Browse Exhibits (3 total)
2018 Ta Kheru: Discovering the life of an Ancient Egyptian woman
Using CT scans and the latest medical visualisation techniques experts have been able to uncover insights into the life of Ta-Kheru, an Ancient Egyptian woman whose ceremonially mummified remains have been in the University of Aberdeen museums’ collections since the 18th century. The exhibition tells the story of Ta-Kheru, alongside an impressive holographic display of the CT scan and a facial reconstruction of The Lady of the House.
The exhibition between October and December 2018 had over 6500 visits and was accompanied by a series of talks by specialists from the Roemer- und Pelizaeus- Museum and an expert in facial reconstruction.
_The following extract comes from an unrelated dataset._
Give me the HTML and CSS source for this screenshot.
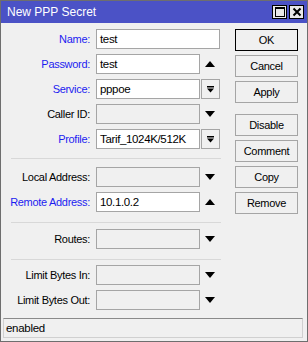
FILE: index.html
```html
<!DOCTYPE html>
<html>
<head>
<meta charset="utf-8">
<link rel="stylesheet" href="styles.css">
</head>
<body>
<div class="window">
  <div class="titlebar">
    <span class="title">New PPP Secret</span>
    <div class="tbtns">
      <div class="tbtn"><svg width="12" height="12" viewBox="0 0 12 12"><rect x="1.5" y="1.5" width="9" height="9" fill="none" stroke="#000" stroke-width="1"/><rect x="1" y="1" width="10" height="2" fill="#000"/></svg></div>
      <div class="tbtn"><svg width="12" height="12" viewBox="0 0 12 12"><path d="M2.5 2.5 L9.5 9.5 M9.5 2.5 L2.5 9.5" stroke="#000" stroke-width="2"/></svg></div>
    </div>
  </div>
  <div class="body">
    <div class="form">
      <div class="row"><label class="lbl blue">Name:</label><div class="field"><div class="input full">test</div></div></div>
      <div class="row"><label class="lbl blue">Password:</label><div class="field"><div class="input">test</div><span class="arrow up"></span></div></div>
      <div class="row"><label class="lbl blue">Service:</label><div class="field"><div class="input">pppoe</div><span class="dd"><svg width="9" height="9" viewBox="0 0 9 9"><rect x="1" y="1" width="7" height="1.5" fill="#000"/><path d="M1 3.5 H8 L4.5 7.5 Z" fill="#000"/></svg></span></div></div>
      <div class="row"><label class="lbl">Caller ID:</label><div class="field"><div class="input dis"></div><span class="arrow down"></span></div></div>
      <div class="row"><label class="lbl blue">Profile:</label><div class="field"><div class="input">Tarif_1024K/512K</div><span class="dd"><svg width="9" height="9" viewBox="0 0 9 9"><rect x="1" y="1" width="7" height="1.5" fill="#000"/><path d="M1 3.5 H8 L4.5 7.5 Z" fill="#000"/></svg></span></div></div>
      <div class="sep s1"></div>
      <div class="row"><label class="lbl">Local Address:</label><div class="field"><div class="input dis"></div><span class="arrow down"></span></div></div>
      <div class="row"><label class="lbl blue">Remote Address:</label><div class="field"><div class="input">10.1.0.2</div><span class="arrow up"></span></div></div>
      <div class="sep s2"></div>
      <div class="row"><label class="lbl">Routes:</label><div class="field"><div class="input dis"></div><span class="arrow down"></span></div></div>
      <div class="sep s3"></div>
      <div class="row"><label class="lbl">Limit Bytes In:</label><div class="field"><div class="input dis"></div><span class="arrow down"></span></div></div>
      <div class="row"><label class="lbl">Limit Bytes Out:</label><div class="field"><div class="input dis"></div><span class="arrow down"></span></div></div>
    </div>
    <div class="buttons">
      <div class="btn default">OK</div>
      <div class="btn">Cancel</div>
      <div class="btn">Apply</div>
      <div class="btn gap">Disable</div>
      <div class="btn">Comment</div>
      <div class="btn">Copy</div>
      <div class="btn">Remove</div>
    </div>
  </div>
  <div class="status">enabled</div>
</div>
</body>
</html>
```
FILE: styles.css
```css
* { box-sizing: border-box; }
html, body { margin: 0; padding: 0; }
body {
  width: 308px; height: 342px;
  font-family: "Liberation Sans", Arial, sans-serif;
  font-size: 11px;
  letter-spacing: -0.3px;
  color: #000;
  background: #f0f0f0;
}
.window {
  width: 308px; height: 342px;
  border: 1px solid #6e6e6e;
  background: #f0f0f0;
  display: flex; flex-direction: column;
}
.titlebar {
  height: 22px;
  background: #4b52c6;
  display: flex; align-items: center; justify-content: space-between;
  padding: 0 3px 0 6px;
  color: #fff;
}
.title { font-size: 12px; letter-spacing: 0; }
.tbtns { display: flex; gap: 2px; }
.tbtn {
  width: 15px; height: 14px;
  background: #e8e8e8;
  border: 1px solid #000;
  display: flex; align-items: center; justify-content: center;
}
.body { display: flex; flex: 1; padding-top: 6px; }
.form { width: 228px; display: flex; flex-direction: column; }
.row { display: flex; align-items: center; height: 20px; margin-bottom: 5px; flex: none; }
.lbl { width: 95px; text-align: right; padding-right: 6px; white-space: nowrap; }
.blue { color: #1c1cf0; }
.field { display: flex; align-items: center; }
.input {
  width: 104px; height: 20px;
  border: 1px solid #a5a5a5;
  background: #fff;
  padding: 2px 0 0 3px;
  font-size: 11.5px;
  letter-spacing: -0.35px;
  line-height: 15px;
  white-space: nowrap; overflow: hidden;
}
.input.dis { background: #f0f0f0; }
.input.full { width: 124px; }
.dd {
  width: 19px; height: 20px; margin-left: 1px;
  border: 1px solid #a5a5a5; background: #f0f0f0;
  display: flex; align-items: center; justify-content: center;
}
.arrow { width: 20px; height: 20px; display: flex; align-items: center; justify-content: center; }
.arrow::before { content: ""; width: 0; height: 0; border-left: 5px solid transparent; border-right: 5px solid transparent; }
.arrow.up::before { border-bottom: 6px solid #000; }
.arrow.down::before { border-top: 6px solid #000; }
.sep { height: 1px; flex: none; background: #d8d8d8; margin-left: 10px; margin-right: 8px; }
.s1 { margin-top: 4px; margin-bottom: 8px; }
.s2 { margin-top: 5px; margin-bottom: 6px; }
.s3 { margin-top: 5px; margin-bottom: 5px; }
.buttons { display: flex; flex-direction: column; gap: 4px; padding-left: 6px; }
.btn {
  width: 63px; height: 22px;
  border: 1px solid #a5a5a5;
  background: #f0f0f0;
  display: flex; align-items: center; justify-content: center;
}
.btn.default { border-color: #000; }
.btn.gap { margin-top: 7px; }
.status {
  margin: 0 4px 3px 2px;
  height: 20px;
  border: 1px solid #d0d0d0;
  border-top-color: #8a8a8a;
  padding-left: 2px;
  font-size: 11.5px;
  line-height: 18px;
}
```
2019 Canaletto in Aberdeen
University research confirmed that the collection includes a painting by Canaletto. The exhibition also reveals how it was acquired as the legacy of slavery.
2019 Walking with Birds: The Art of Audubon and MacGillivray
This exhibition showcases Audubon’s spectacular ‘Birds of America’, a metre-high book filled with Audubon’s stunning life-size colour depictions of American bird species, with text prepared by MacGillivray. It explores the travels of both men – including MacGillivray’s often humorous account of his epic journey on foot from Aberdeen to London – and their legacies in the worlds of zoology, ornithology and environmental conservation.
The exhibition was first shown in the Sir Duncan Rice Library Gallery in 2019. Some of the text in this online version has been changed in order to more fully represent the racial history of John James Audubon, and to acknowledge the part that people of colour had in the creation of Birds of America.